Nieuws
Wel of geen 'dubieuze' PhD-contracten?
Jet Bussemaker spreekt zichzelf tegen, gebruikt feitelijk onjuiste informatie en geeft alternatieve verklaringen die niet kloppen. Dit zegt Promovendi Netwerk Nederland (PNN) over de antwoorden die de demissionair minister van Onderwijs gaf op Kamervragen over ‘dubieuze’ PhD-contracten.
Anoushka Kloosterman
donderdag 26 oktober 2017

Kamerlid Zihni Özdil (GroenLinks) stelde vragen over de uitkomst van de Monitor Arbeidsvoorwaarden Promovendi 2016, waarbij PNN teksten van vacaturesite Academic Transfer analyseerde. Daaruit bleek dat nog steeds een deel van de promotie-aanstellingen voor korter waren dan vier jaar, of parttime. Daardoor zouden de promovendi niet hun onderzoek op tijd kunnen afronden, waardoor zij in hun eigen tijd hun promotie moeten afmaken.

Bussemaker schrijft dat er op basis van de vacatureteksten geen conclusies getrokken kunnen worden over de inhoud van de contracten. De Monitor ‘betreft alleen de contractvorm en de aanstellingsduur.
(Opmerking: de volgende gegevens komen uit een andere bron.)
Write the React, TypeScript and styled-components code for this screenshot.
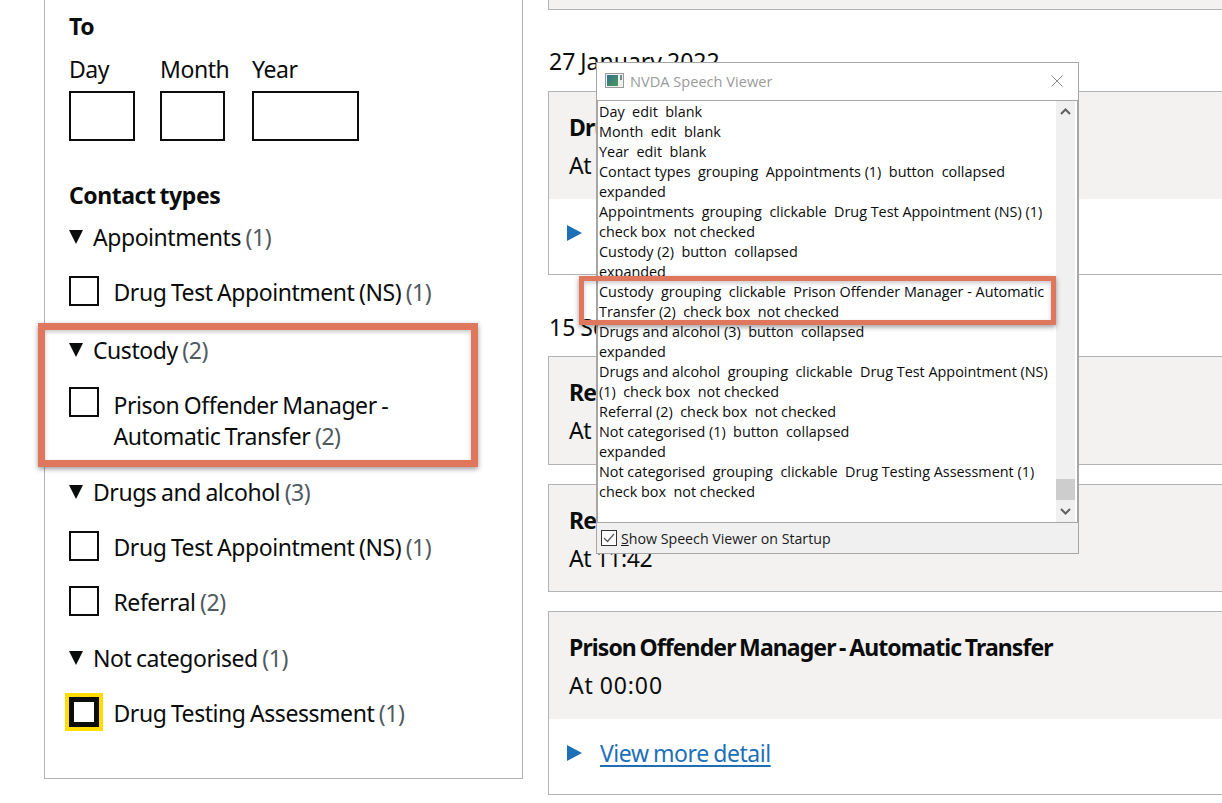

Andere arbeidsvoorwaarden worden daarin niet genoemd’.

‘Er is geen sprake van "dubieuze" contracten’, schrijft ze. ‘Uit navraag naar de praktijk is gebleken dat dienstverbanden die kleiner zijn dan 1 fte doorgaans in onderling overleg worden afgesloten tussen werkgever en werknemer.’ Driejarige aanstellingen zouden vaak een vervolg op een tweejarige researchmaster zijn, en dus ‘maatwerk’.

Dat is niet onderbouwd, zegt PNN: ‘Slechts in 16,3 procent van de gevallen werd een research-master vermeld als vereiste in vacaturetekst.’

Het is inderdaad geen contract, maar ‘als promovendi mogen wij ervan uitgaan dat een vacaturetekst de intentie van de werkgever uiteenzet en dat daarmee het arbeidsaanbod wordt gereflecteerd.’

Bussemaker vindt dat promoties binnen de afgesproken contractduur moeten kunnen worden afgerond: ‘Het kan niet zo zijn dat met promovendi met een dienstverband een promotietraject wordt afgesproken dat alleen gerealiseerd kan worden met een forse tijdsinvestering van promovendi buiten de reguliere arbeidstijden.’

Dat is tegenstrijdig, schrijft PNN: ‘Als de minister dus stelt dat zij niet wil dat promovendi doorwerken in eigen tijd – tijdens of na hun contract – dan geeft ze daarmee feitelijk steun aan onze conclusie dat minstens 14 procent van de contracten daar ontegenzeggelijk op uitdraait.’